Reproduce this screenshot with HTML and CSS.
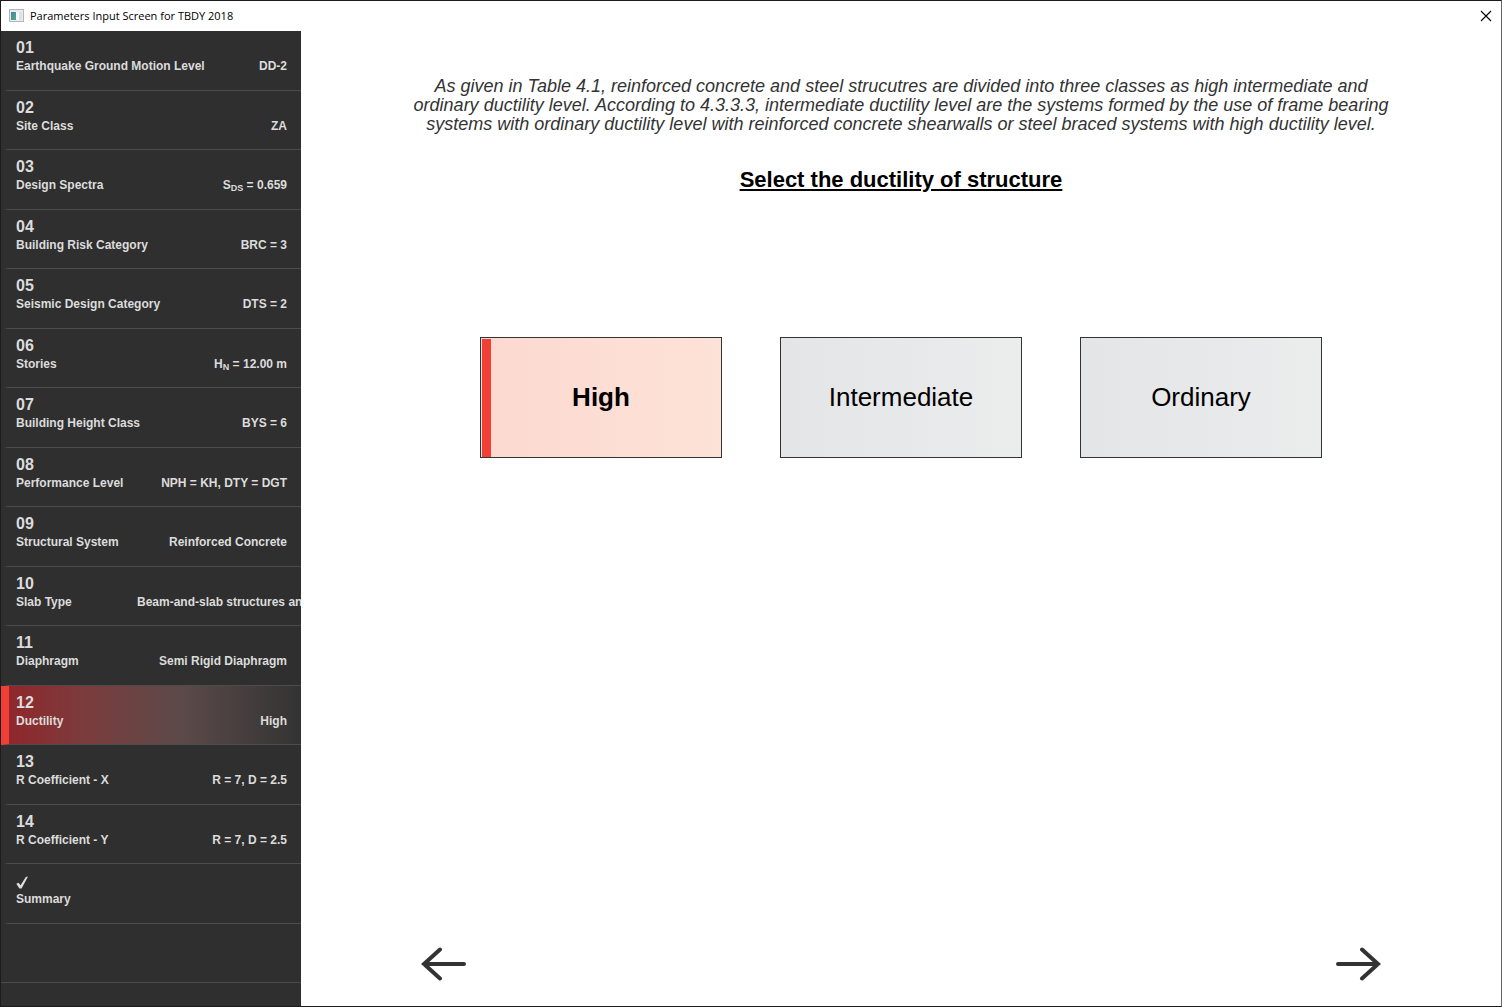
FILE: index.html
```html
<!DOCTYPE html>
<html lang="en">
<head>
  <meta charset="UTF-8">
  <meta name="viewport" content="width=device-width, initial-scale=1.0">
  <title>Parameters Input Screen for TBDY 2018</title>
  <link rel="stylesheet" href="styles.css">
</head>
<body>
<header class="titlebar">
  <svg class="app-icon" width="16" height="14" viewBox="0 0 16 14" aria-hidden="true">
    <defs>
      <linearGradient id="iconFill" x1="0" y1="0" x2="1" y2="1">
        <stop offset="0" stop-color="#4a7fae"/>
        <stop offset="1" stop-color="#4fae7c"/>
      </linearGradient>
    </defs>
    <rect x="0.5" y="0.5" width="14" height="12" fill="#e9ecee" stroke="#b3b7bb"/>
    <rect x="2" y="3" width="5" height="8" fill="url(#iconFill)"/>
    <rect x="7" y="3" width="3" height="8" fill="#f7f8f8"/>
    <rect x="10" y="3" width="3" height="8" fill="#dde3e0"/>
  </svg>
  <span class="title">Parameters Input Screen for TBDY 2018</span>
  <button class="close" type="button" aria-label="Close">
    <svg width="12" height="12" viewBox="0 0 12 12"><path d="M1 1L11 11M11 1L1 11" stroke="#000" stroke-width="1.1"/></svg>
  </button>
</header>
<div class="window">
  <nav class="steps">
    <button class="step" type="button"><span class="number">01</span><span class="row"><span class="name">Earthquake Ground Motion Level</span><span class="value">DD-2</span></span></button>
    <button class="step" type="button"><span class="number">02</span><span class="row"><span class="name">Site Class</span><span class="value">ZA</span></span></button>
    <button class="step" type="button"><span class="number">03</span><span class="row"><span class="name">Design Spectra</span><span class="value">S<sub>DS</sub> = 0.659</span></span></button>
    <button class="step" type="button"><span class="number">04</span><span class="row"><span class="name">Building Risk Category</span><span class="value">BRC = 3</span></span></button>
    <button class="step" type="button"><span class="number">05</span><span class="row"><span class="name">Seismic Design Category</span><span class="value">DTS = 2</span></span></button>
    <button class="step" type="button"><span class="number">06</span><span class="row"><span class="name">Stories</span><span class="value">H<sub>N</sub> = 12.00 m</span></span></button>
    <button class="step" type="button"><span class="number">07</span><span class="row"><span class="name">Building Height Class</span><span class="value">BYS = 6</span></span></button>
    <button class="step" type="button"><span class="number">08</span><span class="row"><span class="name">Performance Level</span><span class="value">NPH = KH, DTY = DGT</span></span></button>
    <button class="step" type="button"><span class="number">09</span><span class="row"><span class="name">Structural System</span><span class="value">Reinforced Concrete</span></span></button>
    <button class="step" type="button"><span class="number">10</span><span class="row"><span class="name">Slab Type</span><span class="value long">Beam-and-slab structures and</span></span></button>
    <button class="step" type="button"><span class="number">11</span><span class="row"><span class="name">Diaphragm</span><span class="value">Semi Rigid Diaphragm</span></span></button>
    <button class="step active" type="button" aria-current="step"><span class="number">12</span><span class="row"><span class="name">Ductility</span><span class="value">High</span></span></button>
    <button class="step" type="button"><span class="number">13</span><span class="row"><span class="name">R Coefficient - X</span><span class="value">R = 7, D = 2.5</span></span></button>
    <button class="step" type="button"><span class="number">14</span><span class="row"><span class="name">R Coefficient - Y</span><span class="value">R = 7, D = 2.5</span></span></button>
    <button class="step" type="button">
      <span class="number"><svg class="check" width="14" height="14" viewBox="0 0 14 14" aria-hidden="true"><path d="M0.3 7.8L2.6 6.8L4.5 9.2L9.8 1L12 0.6L5.6 12.6H3.4Z" fill="#dcdcdc"/></svg></span>
      <span class="row"><span class="name">Summary</span></span>
    </button>
    <div class="step empty"></div>
  </nav>
  <main class="content">
    <p class="description">As given in Table 4.1, reinforced concrete and steel strucutres are divided into three classes as high intermediate and ordinary ductility level. According to 4.3.3.3, intermediate ductility level are the systems formed by the use of frame bearing systems with ordinary ductility level with reinforced concrete shearwalls or steel braced systems with high ductility level.</p>
    <h1>Select the ductility of structure</h1>
    <div class="options">
      <button class="option selected" type="button" aria-pressed="true">High</button>
      <button class="option" type="button" aria-pressed="false">Intermediate</button>
      <button class="option" type="button" aria-pressed="false">Ordinary</button>
    </div>
    <div class="pager">
      <button class="arrow" type="button" aria-label="Previous">
        <svg width="46" height="34" viewBox="0 0 46 34"><path d="M43 17H3M19 2.5L3 17L19 31.5" fill="none" stroke="#333" stroke-width="4" stroke-linecap="round"/></svg>
      </button>
      <button class="arrow" type="button" aria-label="Next">
        <svg width="46" height="34" viewBox="0 0 46 34"><path d="M3 17H43M27 2.5L43 17L27 31.5" fill="none" stroke="#333" stroke-width="4" stroke-linecap="round"/></svg>
      </button>
    </div>
  </main>
</div>
</body>
</html>
```
FILE: styles.css
```css
* {
  box-sizing: border-box;
}

body {
  display: flex;
  flex-direction: column;
  min-height: 100vh;
  margin: 0;
  border: 1px solid #1e1a20;
  border-right-color: #666;
  background-color: #fff;
  font-family: "Liberation Sans", Arial, sans-serif;
}

button {
  margin: 0;
  padding: 0;
  border: none;
  background: none;
  font-family: inherit;
  cursor: pointer;
}

svg {
  display: block;
}

.titlebar {
  display: flex;
  align-items: center;
  height: 30px;
  padding: 0 9px 0 8px;
}

.title {
  flex: 1;
  margin-left: 5px;
  font-family: "Open Sans", "Noto Sans", sans-serif;
  font-size: 11px;
  line-height: 16px;
  color: #000;
}

.window {
  display: flex;
  flex: 1;
}

.steps {
  display: grid;
  grid-template-rows: repeat(16, 1fr);
  flex: 0 0 300px;
  padding-bottom: 23px;
  background-color: #2f2f2f;
}

.step {
  display: flex;
  flex-direction: column;
  min-width: 0;
  padding: 8px 14px 0 15px;
  border-bottom: 1px solid;
  border-image: linear-gradient(to right, #2f2f2f 4px, #4c4c4c 8px) 1;
  overflow: hidden;
  color: #dcdcdc;
  font-size: 12px;
  font-weight: bold;
  line-height: 18px;
  text-align: left;
}

.step.active {
  padding-left: 7px;
  border-left: 8px solid #f04035;
  border-image: none;
  border-bottom: 1px solid #4c4c4c;
  background: linear-gradient(to right, #8f272b, #7c3b3c 25%, #5a4a49 60%, #333 100%);
}

.step.empty {
  border-image: none;
  border-bottom: 1px solid #4c4c4c;
}

.number {
  height: 18px;
  font-size: 16px;
}

.check {
  margin-top: 4px;
}

.row {
  display: flex;
  justify-content: space-between;
  height: 18px;
  white-space: nowrap;
}

.value.long {
  width: 150px;
}

sub {
  font-size: 9px;
  line-height: 0;
  vertical-align: -2px;
}

.content {
  display: flex;
  flex: 1;
  flex-direction: column;
  align-items: center;
  padding: 46px 20px 25px;
}

.description {
  max-width: 990px;
  margin: 0;
  color: #333;
  font-size: 18px;
  font-style: italic;
  line-height: 19px;
  text-align: center;
}

h1 {
  margin: 33px 0 0;
  font-size: 22px;
  line-height: 26px;
  text-decoration: underline;
  color: #000;
}

.options {
  display: flex;
  gap: 58px;
  margin-top: 144px;
}

.option {
  width: 242px;
  height: 121px;
  border: 1px solid #333;
  background: linear-gradient(to right, #e4e5e7, #ebecec);
  font-size: 26px;
  color: #000;
}

.option.selected {
  background:
    linear-gradient(#f04035, #f04035) 1px 1px / 9px 100% no-repeat,
    linear-gradient(to right, #fcd9d0, #fde2d7);
  font-weight: bold;
}

.pager {
  display: flex;
  justify-content: space-between;
  width: 100%;
  margin-top: auto;
  padding: 0 100px;
}
```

PROMPT
Copy every line that contains the string "with".

PROBLEM SOLUTION
Reproduce this screenshot with HTML and CSS.
    <p class="description">As given in Table 4.1, reinforced concrete and steel strucutres are divided into three classes as high intermediate and ordinary ductility level. According to 4.3.3.3, intermediate ductility level are the systems formed by the use of frame bearing systems with ordinary ductility level with reinforced concrete shearwalls or steel braced systems with high ductility level.</p>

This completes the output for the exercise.